Not that such chicanery is restricted to claming a penalty any more. Players nowadays are waving imaginary cards at umpires in a bid to get opposing players sent off and it is a disgrace.

Exaggerating injury to induce a send-off is interfering with a player's livelihood, a cheap bid to alter the balance of the teams on the pitch, and belittles every notion of fair play. If David Beckham's retaliation against Diego Simeone in the 1998 World Cup was silly, the Argentine's writhing on the ground that followed was a frightful hoax that paid off.

In some sports, crookedness does not work any more for television plays detective and few misdemeanours go unsolved by the public. Football is not built as a game, like tennis or cricket, to allow for play to be interrupted for video review as flow is the essence of its appeal.

But perhaps the game should be fiercer in its use of retrospective judgement. In Australian rules footy, one of sports' most physical dances, every game is reviewed by a panel and charges laid if a player is seen striking another.

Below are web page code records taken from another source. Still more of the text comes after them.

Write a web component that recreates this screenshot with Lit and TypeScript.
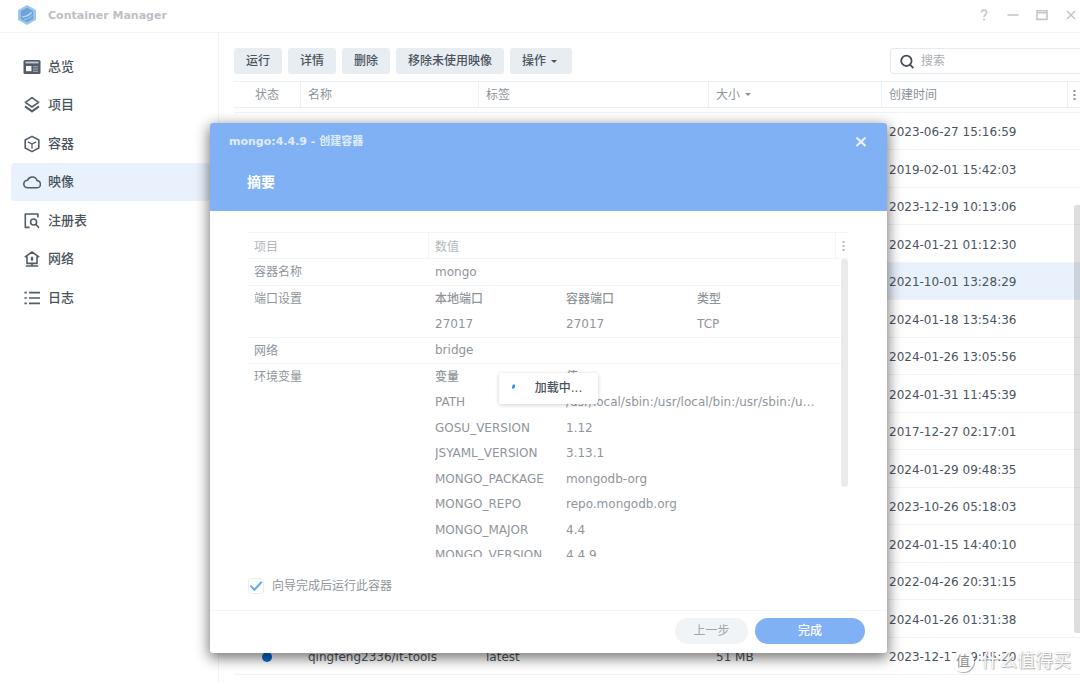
import { LitElement, html, css, svg, nothing } from "lit";
import { customElement, property, state } from "lit/decorators.js";
import { classMap } from "lit/directives/class-map.js";

const base = css`
  *, *::before, *::after { box-sizing: border-box; }
  button, input {
    font: inherit;
    color: inherit;
    margin: 0;
    padding: 0;
    border: 0;
    background: none;
  }
  svg { display: block; flex: none; }
  table { border-collapse: separate; border-spacing: 0; table-layout: fixed; width: 100%; }
  th, td { padding: 0; text-align: left; font-weight: 400; }
`;

const icons: Record<string, unknown> = {
  overview: svg`<rect x="0.5" y="2" width="17" height="14" rx="1.5" fill="#525d68"/>
    <rect x="2.5" y="3.6" width="13" height="1.8" fill="#c9ced3"/>
    <rect x="3" y="8" width="5.4" height="5.2" fill="#fff"/>
    <path d="M10 8.8h5M10 11h5M10 13.2h5" stroke="#aab1b8" stroke-width="1.1"/>`,
  project: svg`<path d="M9 1.6 15.6 6.3 9 11 2.4 6.3Z"/><path d="m2 10.400 7 5 7-5" stroke-width="2"/>`,
  container: svg`<path d="M9 1.4 15.8 5v8L9 16.6 2.2 13V5Z"/><path d="M4.8 6.8 9 9l4.2-2.2M9 9v4.8" stroke-width="1.3"/>`,
  image: svg`<path d="M4.600 14.800h9a3.600 3.600 0 0 0 .5-7.200A5 5 0 0 0 4.600 7.200a3.800 3.800 0 0 0 0 7.600Z"/>`,
  registry: svg`<path d="M6.6 15.4H2.3V2h12.6v3.6"/><circle cx="10.6" cy="10" r="3"/><path d="m12.8 12.4 3.2 3.4"/>`,
  network: svg`<path d="M1.8 7.2 9 2l7.2 5.2M4 6.4v7h10v-7M9 13.4v2.4M2.8 16h12.4"/><path d="M9 6.8v4M7.8 8.8h2.4" stroke-width="1.8"/>`,
  log: svg`<path d="M6 3.6h11M6 9h11M6 14.4h11M1.4 3.6h2.4M1.4 9h2.4M1.4 14.4h2.4" stroke-width="1.7"/>`,
};

@customElement("app-sidebar")
class AppSidebar extends LitElement {
  @state() active = "image";
  items = [
    ["overview", "总览"],
    ["project", "项目"],
    ["container", "容器"],
    ["image", "映像"],
    ["registry", "注册表"],
    ["network", "网络"],
    ["log", "日志"],
  ];
  static styles = [base, css`
    :host { display: block; padding: 15px 8px 0 11px; border-right: 1px solid #eef3f7; }
    .item {
      display: flex;
      align-items: center;
      gap: 7px;
      height: 38px;
      padding: 0 12px;
      border-radius: 4px;
      font-size: 13px;
      font-weight: 500;
      color: #4a545e;
      text-decoration: none;
    }
    .item:nth-child(even) { margin-bottom: 1px; }
    .item.active { background: #e9f1fd; }
    svg { fill: none; stroke: #525d68; stroke-width: 1.6; stroke-linejoin: round; }
    .overview svg { stroke: none; }
  `];
  render() {
    return html`<nav>${this.items.map(([id, label]) => html`
      <a href="#${id}" class=${classMap({ item: true, active: id === this.active, [id]: true })}
        @click=${() => (this.active = id)}>
        <svg width="18" height="18" viewBox="0 0 18 18">${icons[id]}</svg>${label}
      </a>`)}</nav>`;
  }
}

interface ImageRow { date: string; name?: string; tag?: string; size?: string; selected?: boolean; }

const rows: ImageRow[] = [
  { date: "2023-06-27 15:16:59" },
  { date: "2019-02-01 15:42:03" },
  { date: "2023-12-19 10:13:06" },
  { date: "2024-01-21 01:12:30" },
  { date: "2021-10-01 13:28:29", selected: true },
  { date: "2024-01-18 13:54:36" },
  { date: "2024-01-26 13:05:56" },
  { date: "2024-01-31 11:45:39" },
  { date: "2017-12-27 02:17:01" },
  { date: "2024-01-29 09:48:35" },
  { date: "2023-10-26 05:18:03" },
  { date: "2024-01-15 14:40:10" },
  { date: "2022-04-26 20:31:15" },
  { date: "2024-01-26 01:31:38" },
  { date: "2023-12-17 19:55:20", name: "qingfeng2336/it-tools", tag: "latest", size: "51 MB" },
];

@customElement("image-list")
class ImageList extends LitElement {
  static styles = [base, css`
    :host { display: block; position: relative; padding: 15px 0 0 15px; min-width: 0; overflow: hidden; }
    .toolbar { display: flex; gap: 6px; align-items: center; height: 26px; }
    .btn {
      display: flex;
      align-items: center;
      gap: 5px;
      height: 26px;
      padding: 0 12px;
      border-radius: 3px;
      background: #e8edf1;
      color: #4a545e;
      font-weight: 500;
      white-space: nowrap;
    }
    .btn.menu { padding-right: 15px; }
    .search {
      display: flex;
      align-items: center;
      gap: 6px;
      width: 190px;
      height: 26px;
      margin-left: auto;
      padding-left: 9px;
      border: 1px solid #e3ecf4;
      border-right: 0;
      border-radius: 4px 0 0 4px;
    }
    .search input { flex: 1; min-width: 0; outline: 0; }
    .search input::placeholder { color: #a9afb5; opacity: 1; }
    .caret { width: 0; height: 0; border: 3px solid transparent; border-top-color: currentColor; border-bottom: 0; }
    table { margin-top: 7px; }
    .status { width: 66px; }
    .name { width: 178px; }
    .tag { width: 230px; }
    .date { width: 186px; }
    .more { width: 13px; }
    th {
      height: 27px;
      padding: 0 0 0 7px;
      border: solid #eaf1f6;
      border-width: 1px 0 1px 1px;
      color: #8b9299;
    }
    th:first-child { border-left: 0; padding-left: 0; text-align: center; }
    th:last-child { padding: 0 0 0 5px; }
    .sort { display: flex; align-items: center; gap: 5px; }
    td { height: 37px; padding: 2px 0 0 8px; border-bottom: 1px solid #f1f4f6; color: #4a545e; white-space: nowrap; }
    tr:nth-child(odd) td { height: 38px; }
    tr.peek td { height: 5px; }
    tr.selected td { background: #e9f1fd; }
    .dot { width: 10px; height: 10px; margin: 0 auto; border-radius: 5px; background: #0a6ad0; }
    td:first-child { padding-left: 0; }
    .thumb {
      position: absolute;
      right: 0;
      top: 172px;
      bottom: 50px;
      width: 6px;
      border-radius: 3px 0 0 3px;
      background: #3c3c3c2b;
    }
  `];
  render() {
    return html`
      <div class="toolbar">
        <button class="btn">运行</button>
        <button class="btn">详情</button>
        <button class="btn">删除</button>
        <button class="btn">移除未使用映像</button>
        <button class="btn menu">操作 <span class="caret"></span></button>
        <label class="search">
          <svg width="15" height="15" viewBox="0 0 15 15" fill="none" stroke="#414b55" stroke-width="1.8">
            <circle cx="6.4" cy="6.8" r="5.2"/><path d="m9.800 10.400 3.600 3.800"/>
          </svg>
          <input type="text" placeholder="搜索" aria-label="搜索">
        </label>
      </div>
      <table>
        <colgroup>
          <col class="status"><col class="name"><col class="tag"><col><col class="date"><col class="more">
        </colgroup>
        <thead><tr>
          <th>状态</th><th>名称</th><th>标签</th>
          <th><span class="sort">大小 <span class="caret"></span></span></th>
          <th>创建时间</th>
          <th><svg width="3" height="12" viewBox="0 0 3 12" fill="#8b9299"><path d="M.5 1h2v2h-2zM.5 5h2v2h-2zM.5 9h2v2h-2z"/></svg></th>
        </tr></thead>
        <tbody>
          <tr class="peek"><td colspan="6"></td></tr>
          ${rows.map((r) => html`<tr class=${classMap({ selected: !!r.selected })}>
            <td>${r.name ? html`<div class="dot"></div>` : nothing}</td>
            <td>${r.name}</td><td>${r.tag}</td><td>${r.size}</td><td>${r.date}</td><td></td>
          </tr>`)}
        </tbody>
      </table>
      <div class="thumb"></div>`;
  }
}

@customElement("summary-dialog")
class SummaryDialog extends LitElement {
  @property({ type: Boolean }) loading = false;
  ports = [["27017", "27017", "TCP"]];
  env = [
    ["PATH", "/usr/local/sbin:/usr/local/bin:/usr/sbin:/usr/bin:/sbin:/bin"],
    ["GOSU_VERSION", "1.12"],
    ["JSYAML_VERSION", "3.13.1"],
    ["MONGO_PACKAGE", "mongodb-org"],
    ["MONGO_REPO", "repo.mongodb.org"],
    ["MONGO_MAJOR", "4.4"],
    ["MONGO_VERSION", "4.4.9"],
  ];
  static styles = [base, css`
    :host {
      display: block;
      position: relative;
      border-radius: 3px;
      background: #fff;
      box-shadow: 0 4px 14px 1px #0000008c;
      color: #8f959b;
    }
    header { height: 88px; padding: 9px 19px 0; border-radius: 3px 3px 0 0; background: #7fb1f4; color: #fff; }
    .bar { display: flex; justify-content: space-between; align-items: center; height: 20px; }
    .title { font-size: 11px; font-weight: 700; color: #e0ecfd; }
    h2 { margin: 18px 0 0 18px; font-size: 14px; line-height: 24px; font-weight: 700; }
    main { padding: 21px 38px 0 37px; }
    .head th { height: 27px; padding: 2px 0 0 7px; border: solid #f2f6f8; border-width: 1px 0 1px 1px; color: #b3b8bc; }
    .head th:nth-child(2) { padding-left: 6px; }
    .head th:first-child { border-left: 0; }
    .head th:last-child { padding: 0 0 0 6px; }
    .key { width: 181px; }
    .more { width: 14px; }
    .scroll { position: relative; height: 298px; overflow: hidden; }
    .body > tbody > tr > * { padding-left: 7px; border-bottom: 1px solid #f3f5f7; vertical-align: top; line-height: 25px; }
    .body > tbody > tr > th { padding-top: 1px; line-height: 24px; }
    .body > tbody > tr:first-child > * { padding-top: 1px; }
    .sub { width: 384px; }
    .sub th { font-weight: 500; }
    .sub tr { height: 26px; }
    .sub tr:nth-child(even) { height: 25px; }
    .sub th, .sub td { line-height: 25px; white-space: nowrap; overflow: hidden; text-overflow: ellipsis; }
    .sub .col { width: 131px; }
    .thumb { position: absolute; top: 0; right: 1px; width: 7px; height: 228px; border-radius: 4px; background: #ebebeb; }
    .run { display: flex; align-items: center; gap: 8px; height: 16px; margin: 21px 0 16px 1px; width: max-content; }
    .check { display: grid; width: 16px; height: 16px; }
    .check > * { grid-area: 1 / 1; }
    .check input { appearance: none; width: 16px; height: 16px; border: 1px solid #e6eff7; border-radius: 3px; }
    .check svg { pointer-events: none; fill: none; stroke: #66a6f5; stroke-width: 2; visibility: hidden; }
    .check input:checked + svg { visibility: visible; }
    footer { display: flex; justify-content: flex-end; gap: 7px; padding: 7px 22px 9px; border-top: 1px solid #f3f5f7; }
    .pill { height: 26px; min-width: 73px; border-radius: 13px; background: #f1f4f7; color: #a0a6ab; }
    .pill.primary { min-width: 110px; background: #7fb1f4; color: #fff; font-weight: 500; }
    .mask { position: absolute; inset: 0; display: grid; place-items: center; pointer-events: none; }
    .toast {
      display: flex;
      align-items: center;
      gap: 20px;
      height: 31px;
      padding: 0 16px 0 13px;
      border-radius: 3px;
      background: #fff;
      box-shadow: 0 1px 4px #00000030;
      color: #4a545e;
      font-weight: 500;
    }
  `];
  private subRows(head: string[], data: string[][], span: boolean) {
    return html`<table class="sub">
      <colgroup><col class="col"><col class="col"><col></colgroup>
      <tr>${head.map((h) => html`<th>${h}</th>`)}</tr>
      ${data.map((r) => html`<tr>${r.map((c, i) => html`<td colspan=${span && i === 1 ? 2 : 1}>${c}</td>`)}</tr>`)}
    </table>`;
  }
  render() {
    return html`
      <header>
        <div class="bar">
          <span class="title">mongo:4.4.9 - 创建容器</span>
          <button aria-label="关闭">
            <svg width="14" height="14" viewBox="0 0 14 14" stroke="#eaf2fe" stroke-width="2.2"><path d="m2.500 2.500 9 8.500M11.500 2.500l-9 8.500"/></svg>
          </button>
        </div>
        <h2>摘要</h2>
      </header>
      <main>
        <table class="head">
          <colgroup><col class="key"><col><col class="more"></colgroup>
          <tr><th>项目</th><th>数值</th>
            <th><svg width="3" height="12" viewBox="0 0 3 12" fill="#b3b8bc"><path d="M.5 1h2v2h-2zM.5 5h2v2h-2zM.5 9h2v2h-2z"/></svg></th></tr>
        </table>
        <div class="scroll">
          <table class="body">
            <colgroup><col class="key"><col></colgroup>
            <tbody>
              <tr><th>容器名称</th><td>mongo</td></tr>
              <tr><th>端口设置</th><td>${this.subRows(["本地端口", "容器端口", "类型"], this.ports, false)}</td></tr>
              <tr><th>网络</th><td>bridge</td></tr>
              <tr><th>环境变量</th><td>${this.subRows(["变量", "值"], this.env, true)}</td></tr>
            </tbody>
          </table>
          <div class="thumb"></div>
        </div>
        <label class="run">
          <span class="check">
            <input type="checkbox" checked>
            <svg width="16" height="16" viewBox="0 0 16 16"><path d="m2.4 7.6 4 4.2 7.4-8"/></svg>
          </span>
          向导完成后运行此容器
        </label>
      </main>
      <footer>
        <button class="pill">上一步</button>
        <button class="pill primary">完成</button>
      </footer>
      ${this.loading ? html`<div class="mask"><div class="toast" role="status">
        <svg width="3" height="10" viewBox="0 0 3 10" fill="#2f8df5"><path d="M1 1.500h2v2.500L2 5.500H0V4Z"/></svg>加载中...
      </div></div>` : nothing}`;
  }
}

@customElement("app-root")
class AppRoot extends LitElement {
  static styles = [base, css`
    :host {
      display: flex;
      flex-direction: column;
      position: relative;
      height: 100vh;
      overflow: hidden;
      background: #fff;
      font: 12px/18px "DejaVu Sans", "Noto Sans CJK SC", sans-serif;
      color: #4a545e;
    }
    .titlebar { display: flex; align-items: center; height: 33px; padding: 0 2px 2px 17px; border-bottom: 1px solid #f3f5f7; }
    h1 { flex: 1; margin: 0 0 0 11px; font-size: 11px; line-height: 18px; padding-top: 2px; font-weight: 700; color: #bcc0c5; }
    .controls { display: flex; gap: 15px; }
    .controls svg { fill: none; stroke: #c3c7cb; stroke-width: 1.6; }
    .window { flex: 1; min-height: 0; display: grid; grid-template-columns: 219px minmax(0, 1fr); }
    summary-dialog { position: absolute; top: 123px; left: 210px; right: 193px; }
    .watermark {
      position: absolute;
      right: 9px;
      bottom: 9px;
      display: flex;
      align-items: center;
      gap: 7px;
      font-size: 18px;
      line-height: 26px;
      color: #fff;
      text-shadow: 0 0 1px #a0a0a0, 1px 1px 1px #b0b0b0;
    }
    .seal {
      display: grid;
      place-items: center;
      width: 22px;
      height: 22px;
      border-radius: 11px;
      background: #fffffff2;
      box-shadow: 1px 1px 1px #00000059;
      font-size: 14px;
      line-height: 22px;
      color: #8f8f8f;
      text-shadow: none;
    }
  `];
  render() {
    return html`
      <div class="titlebar">
        <svg width="20" height="22" viewBox="0 0 20 22">
          <path d="M10 1 19 6v10l-9 5-9-5V6Z" fill="#9cc8ee"/>
          <path d="M10 3.6 16.2 7v8L10 18.4 3.8 15V7Z" fill="#6fa3d8"/>
          <path d="M5 12.200c3.600 0 6.600-1.400 9-4.400l1.200 1c-2.400 3.200-6 4.800-10 4.600Z" fill="#b4d9f4"/>
          <path d="M7 15.600c3.400-.2 6.200-1.600 8.600-4.400" fill="none" stroke="#8fc0ea" stroke-width="1.200"/>
        </svg>
        <h1>Container Manager</h1>
        <div class="controls">
          <button aria-label="帮助"><svg width="14" height="14" viewBox="0 0 14 14"><path d="M4.500 4.600C4.500 2.800 5.500 2 7 2s2.700.9 2.700 2.500C9.700 6.600 7 6.600 7 9M7 10.600v2"/></svg></button>
          <button aria-label="最小化"><svg width="14" height="14" viewBox="0 0 14 14"><path d="M1.500 7h11"/></svg></button>
          <button aria-label="最大化"><svg width="14" height="14" viewBox="0 0 14 14"><path d="M2 2.800h10v8.600H2zM2 4.800h10"/></svg></button>
          <button aria-label="关闭"><svg width="14" height="14" viewBox="0 0 14 14"><path d="m3 3 8 8M11 3l-8 8"/></svg></button>
        </div>
      </div>
      <div class="window">
        <app-sidebar></app-sidebar>
        <image-list></image-list>
      </div>
      <summary-dialog loading></summary-dialog>
      <div class="watermark"><span class="seal">值</span>什么值得买</div>`;
  }
}
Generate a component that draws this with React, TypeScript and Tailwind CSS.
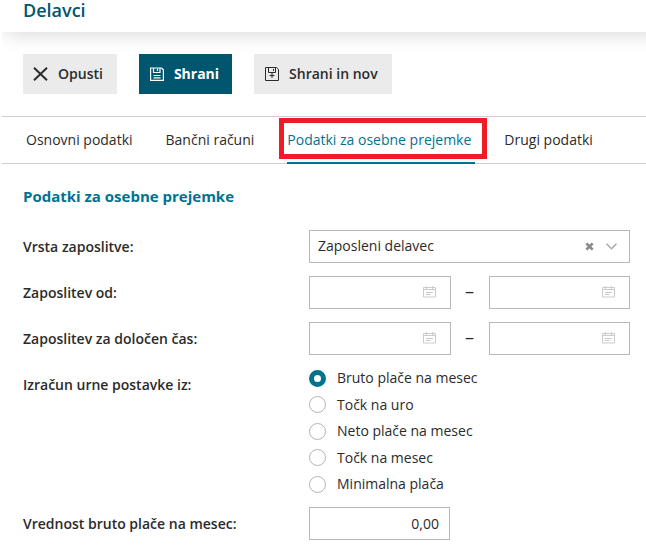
import { useState } from "react";
import clsx from "clsx";

const TABS = ["Osnovni podatki", "Bančni računi", "Podatki za osebne prejemke", "Drugi podatki"];

const RATE_SOURCES = [
  "Bruto plače na mesec",
  "Točk na uro",
  "Neto plače na mesec",
  "Točk na mesec",
  "Minimalna plača",
];

function CloseIcon() {
  return (
    <svg width="15" height="14" viewBox="0 0 15 14" fill="none" stroke="currentColor" strokeWidth="2" aria-hidden="true">
      <path d="M1 .8 14 13.2M14 .8 1 13.2" />
    </svg>
  );
}

function SaveIcon() {
  return (
    <svg width="14" height="14" viewBox="0 0 14 14" fill="none" stroke="currentColor" strokeWidth="1.2" aria-hidden="true">
      <path d="M.6 1h11l1.8 1.8V13.4H.6z" />
      <path d="M3.5 1v4.5h6.500v-4.500M7.500 1.500v2.500M3.500 8.500h7M3.500 10.800h7" />
    </svg>
  );
}

function SaveNewIcon() {
  return (
    <svg width="14" height="14" viewBox="0 0 14 14" fill="none" stroke="currentColor" aria-hidden="true">
      <path d="M.5 .5h11l2 2V13.5H.5z" />
      <path d="M3.5 .5v5h7v-5M8.500 2v2M7 5.500v5.500M4.500 8.500h5" />
    </svg>
  );
}

function CalendarIcon() {
  return (
    <svg width="13" height="12" viewBox="0 0 13 12" fill="none" stroke="currentColor" aria-hidden="true">
      <path d="M.5 1.500h12v9.500H.5zM.5 3.500h12M3.500 0v3M9.500 0v3M3 6.500h7M3 8.500h4.500" />
    </svg>
  );
}

function DateInput({ id, label }: { id?: string; label?: string }) {
  return (
    <div className="flex h-[33px] min-w-0 flex-1 items-center border border-[#b9b9bb] pr-3.5 pb-0.5">
      <input id={id} aria-label={label} type="text" className="h-full min-w-0 flex-1 px-2 outline-none" />
      <button type="button" aria-label="Koledar" className="text-[#cbcbcb]">
        <CalendarIcon />
      </button>
    </div>
  );
}

function DateRange({ id, label }: { id: string; label: string }) {
  return (
    <div className="flex items-center">
      <label htmlFor={id} className="w-[286px] shrink-0 font-semibold">
        {label}
      </label>
      <div className="flex min-w-0 flex-1 items-center">
        <DateInput id={id} />
        <span className="w-[38px] pb-1 text-center text-lg leading-5">–</span>
        <DateInput label={`${label} do`} />
      </div>
    </div>
  );
}

export default function App() {
  const [activeTab, setActiveTab] = useState(2);
  const [employment, setEmployment] = useState("delavec");
  const [source, setSource] = useState(0);
  const [grossPay, setGrossPay] = useState("0,00");

  return (
    <div className="ml-0.5 overflow-hidden bg-white font-['Open_Sans',sans-serif] text-sm leading-5 text-[#2b2b2b]">
      <header className="-mr-5 h-8 pl-[21px] shadow-[0_6px_20px_-4px_rgba(0,0,0,0.16)]">
        <h1 className="text-lg leading-5 font-semibold text-[#00556f]">Delavci</h1>
      </header>

      <div className="flex gap-[22px] px-[21px] py-[22px]">
        <button type="button" className="flex h-10 items-center gap-2.5 bg-[#ebebeb] pr-3.5 pl-2.5 font-semibold">
          <CloseIcon />
          Opusti
        </button>
        <button type="button" className="flex h-10 items-center gap-2.5 bg-[#00556f] pr-[13px] pl-[11px] font-bold text-white">
          <SaveIcon />
          Shrani
        </button>
        <button type="button" className="flex h-10 items-center gap-2.5 bg-[#ebebeb] pr-3.5 pl-[11px] font-semibold">
          <SaveNewIcon />
          Shrani in nov
        </button>
      </div>

      <nav className="flex h-12 gap-[33px] border-y border-[#cfcfcf] pl-6">
        {TABS.map((tab, i) => (
          <button
            key={tab}
            type="button"
            onClick={() => setActiveTab(i)}
            className={clsx("relative whitespace-nowrap", i === activeTab && "text-[#007391]")}
          >
            {tab}
            {i === activeTab && (
              <>
                <span className="absolute top-px -right-4 -left-2 h-[41px] border-[5px] border-[#ee1c25]" />
                <span className="absolute -right-1 -bottom-px left-0 h-0.5 bg-[#007391]" />
              </>
            )}
          </button>
        ))}
      </nav>

      <form className="flex flex-col gap-[13px] pt-[22px] pr-4 pl-[21px]">
        <h2 className="mb-[11px] text-[15px] leading-5 font-bold text-[#007391]">Podatki za osebne prejemke</h2>

        <div className="flex items-center">
          <label htmlFor="employment" className="w-[286px] shrink-0 font-semibold">
            Vrsta zaposlitve:
          </label>
          <div className="relative h-[33px] min-w-0 flex-1 border border-[#b9b9bb]">
            <select
              id="employment"
              value={employment}
              onChange={(e) => setEmployment(e.target.value)}
              className="h-full w-full appearance-none pr-14 pb-0.5 pl-2 outline-none"
            >
              <option value=""></option>
              <option value="delavec">Zaposleni delavec</option>
            </select>
            <div className="pointer-events-none absolute inset-y-0 right-3 flex items-center gap-3 text-[#8a8a8a]">
              <button type="button" aria-label="Počisti" className="pointer-events-auto" onClick={() => setEmployment("")}>
                <svg width="9" height="9" viewBox="0 0 10 10" stroke="currentColor" strokeWidth="3" aria-hidden="true">
                  <path d="M1.5 1.5l7 7M8.5 1.5l-7 7" />
                </svg>
              </button>
              <svg width="11" height="7" viewBox="0 0 11 7" fill="none" stroke="#aaa" strokeWidth="1.5" aria-hidden="true">
                <path d="M.5 .8 5.5 5.8 10.5 .8" />
              </svg>
            </div>
          </div>
        </div>

        <DateRange id="employed-from" label="Zaposlitev od:" />
        <DateRange id="fixed-term" label="Zaposlitev za določen čas:" />

        <fieldset className="flex items-start">
          <legend className="float-left w-[286px] pt-[7px] font-semibold">Izračun urne postavke iz:</legend>
          <div className="flex h-[126px] flex-col justify-between">
            {RATE_SOURCES.map((label, i) => (
              <label key={label} className="flex items-center gap-[11px]">
                <input
                  type="radio"
                  name="rate-source"
                  checked={source === i}
                  onChange={() => setSource(i)}
                  className="size-[17px] appearance-none rounded-full border border-[#b4b4b4] bg-white checked:border-[5px] checked:border-[#007391]"
                />
                {label}
              </label>
            ))}
          </div>
        </fieldset>

        <div className="flex items-center">
          <label htmlFor="gross-pay" className="w-[286px] shrink-0 font-semibold">
            Vrednost bruto plače na mesec:
          </label>
          <input
            id="gross-pay"
            type="text"
            value={grossPay}
            onChange={(e) => setGrossPay(e.target.value)}
            className="h-[33px] w-[141px] border border-[#b9b9bb] px-2.5 text-right outline-none"
          />
        </div>
      </form>
    </div>
  );
}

Football has done it occasionally, like in the World Cup qualifier in 1989, when Chilean goalkeeper Roberto Rojas claimed he had been hit by a firecracker, feigned injury and sparked chaos, when in fact a video replay showed he had faked it. Brazil was later awarded the abandoned match.

Now replays should be done more often, and even Arsene Wenger, Arsenal coach, concurred recently, saying: "There is only one way to fight it and that is to punish people who obviously dive. I would do that retrospectively as well. The punishment would be suspension. But it is very difficult to prove."

Admittedly some replays may prove inconclusive and intent hard to establish, but players must be aware their acting is under some inspection. A penalty won by unfair means and a goal scored cannot be taken back nor a result altered. But a player can be indicted for cheating and forced at least to be publicly shamed. It's the least we owe a great game.